Secara syar'i, Muhammadiyah, PBNU, Persis, dan ormas apapun, termasuk korporasi seperti PT Arutmin, PT Adaro, PT Kaltim Prima Coal, PT Berau Coal, PT Kideco, dll, haram mengelola tambang. Karena pengelolan oleh individu, swasta, korporasi, aseng, asing, dan ormas ini adalah skema pengelolan tambang ala kapitalisme dengan asas kebebasan kepemilikan (Freedom Of Property).
Muhammadiyah & PBNU tidak boleh ikut melakukan keharaman, hanya karena negara membiarkan korporasi swasta, asing dan aseng, mengelola tambang. Daripada hanya korporasi swasta, bahkan asing dan aseng yang mengelola, lebih baik Muhammadiyah dan PBNU ikut mengelola, ikut ngalap berkah dari menambang.
Tindakan seperti ini, justru hanya melegitimasi kesalahan pengelolan tambang yang dilakukan oleh rezim Jokowi. Dampaknya, ormas baik PBNU, Muhammadiyah dan Persis, hanya akan dijadikan bumper bagi rezim Jokowi atas sengkarut pengelolan tambang di negeri ini.
Belum lagi, bukan hanya soal tambang haram dikelola swasta, ormas, korporasi, asing dan asing. Tetapi juga sarat akan masalah penambangan yang eksploitatif, hanya mengejar cuan dan mengabaikan faktor lingkungan, Pat Gulipat pejabat dan aparat, korupsi dan kolusi bisnis tambang, serta dampak sosial yang negatif terhadap masyarakat di sekitar lokasi tambang.

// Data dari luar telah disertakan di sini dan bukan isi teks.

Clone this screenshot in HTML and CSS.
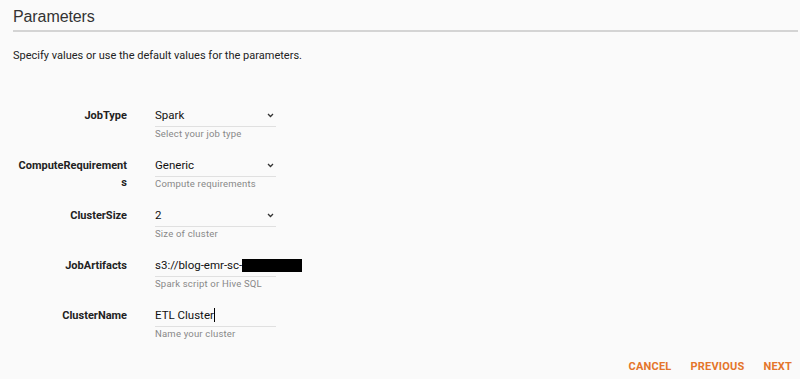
FILE: index.html
```html
<!DOCTYPE html>
<html lang="en">

<head>
    <meta charset="UTF-8">
    <meta name="viewport" content="width=device-width, initial-scale=1.0">
    <title>Parameters</title>
    <link rel="stylesheet" href="styles.css">
</head>

<body>
    <!-- 参数页 -->
    <div class="page">
        <h2 class="title">Parameters</h2>
        <p class="desc">Specify values or use the default values for the parameters.</p>

        <div class="form">
            <div class="row">
                <label class="label">JobType</label>
                <div class="field">
                    <div class="input">
                        <span>Spark</span>
                        <svg class="chev" width="7" height="5" viewBox="0 0 7 5"><path d="M1 1 L3.5 3.5 L6 1" fill="none" stroke="#333" stroke-width="1.3"/></svg>
                    </div>
                    <div class="help">Select your job type</div>
                </div>
            </div>
            <div class="row">
                <label class="label">ComputeRequirements</label>
                <div class="field">
                    <div class="input">
                        <span>Generic</span>
                        <svg class="chev" width="7" height="5" viewBox="0 0 7 5"><path d="M1 1 L3.5 3.5 L6 1" fill="none" stroke="#333" stroke-width="1.3"/></svg>
                    </div>
                    <div class="help">Compute requirements</div>
                </div>
            </div>
            <div class="row">
                <label class="label">ClusterSize</label>
                <div class="field">
                    <div class="input">
                        <span>2</span>
                        <svg class="chev" width="7" height="5" viewBox="0 0 7 5"><path d="M1 1 L3.5 3.5 L6 1" fill="none" stroke="#333" stroke-width="1.3"/></svg>
                    </div>
                    <div class="help">Size of cluster</div>
                </div>
            </div>
            <div class="row">
                <label class="label">JobArtifacts</label>
                <div class="field">
                    <div class="input">
                        <span class="nowrap">s3://blog-emr-sc-</span><span class="redact"></span>
                    </div>
                    <div class="help">Spark script or Hive SQL</div>
                </div>
            </div>
            <div class="row">
                <label class="label">ClusterName</label>
                <div class="field">
                    <div class="input">
                        <span>ETL Cluster</span><span class="caret"></span>
                    </div>
                    <div class="help">Name your cluster</div>
                </div>
            </div>
        </div>

        <div class="actions">
            <button class="btn">CANCEL</button>
            <button class="btn">PREVIOUS</button>
            <button class="btn">NEXT</button>
        </div>
    </div>
</body>

</html>
```

FILE: styles.css
```css
/* 参数页的CSS */
body {
    margin: 0;
    background-color: #fafafa;
    font-family: Roboto, "Liberation Sans", sans-serif;
    color: #222;
}

.page {
    padding: 0 2px 0 13px;
}

.title {
    margin: 0;
    padding-top: 8px;
    height: 22px;
    font-family: "Liberation Sans", Arial, sans-serif;
    font-size: 16px;
    font-weight: normal;
    letter-spacing: -0.1px;
    color: #333;
    border-bottom: 2px solid #d4d4d4;
}

.desc {
    margin: 0;
    padding-top: 17px;
    font-size: 11px;
    color: #222;
}

.form {
    margin-top: 42px;
}

.row {
    display: flex;
    gap: 28px;
    height: 50px;
}

.label {
    width: 114px;
    text-align: right;
    font-size: 11px;
    font-weight: bold;
    line-height: 17px;
    padding-top: 3px;
    word-break: break-all;
    color: #222;
}

.field {
    width: 121px;
}

.input {
    display: flex;
    align-items: center;
    height: 22px;
    border-bottom: 1px solid #e0e0e0;
    font-size: 11.5px;
    color: #111;
    white-space: nowrap;
}

.chev {
    margin-left: auto;
    margin-right: 2px;
}

.redact {
    display: inline-block;
    flex: none;
    width: 60px;
    height: 13px;
    background-color: #000;
}

.caret {
    display: inline-block;
    width: 1px;
    height: 14px;
    background-color: #000;
}

.help {
    padding-top: 1px;
    font-size: 9.5px;
    color: #888;
    letter-spacing: 0.2px;
}

.actions {
    display: flex;
    justify-content: flex-end;
    gap: 19px;
    margin-top: 6px;
    padding-right: 6px;
}

.btn {
    background: none;
    border: none;
    padding: 0;
    font-family: Roboto, "Liberation Sans", sans-serif;
    font-size: 11px;
    font-weight: bold;
    letter-spacing: 0.2px;
    color: #e4752b;
    cursor: pointer;
}
```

Muhammadiyah, PBNU dan Persis, akan menjadi sasaran coreng muka atas kerusakan tata kelola pertambangan, yang sebenarnya telah dan masih ditimbulkan oleh swasta, korporasi, asing dan asing.
Sebaliknya, Muhammadiyah, PBNU dan Persis, justru harus mengontrol kekuasaan, mendorongnya untuk mengambil alih seluruh tambang yang menguasai hajat publik, dikelola oleh negara dan digunakan untuk sebesar-besarnya kemakmuran rakyat.
Terakhir, penulis sampaikan Nasehat kepada Pimpinan Muhammadiyah:
"Atas Rahmat Allah ﷻ, Muhammadiyah sudah menjadi ormas terkaya, bahkan terkaya se-dunia. Muhammadiyah tidak akan menjadi Faqir, jika tidak ikut mengelola tambang."
"Sebaliknya, Muhammadiyah akan menjadi Faqir Marwah, Faqir Reputasi, dan Faqir pahala sekaligus menumpuk dosa, jika memaksakan diri ikut mengelola tambang yang tidak ada hak Syar'inya".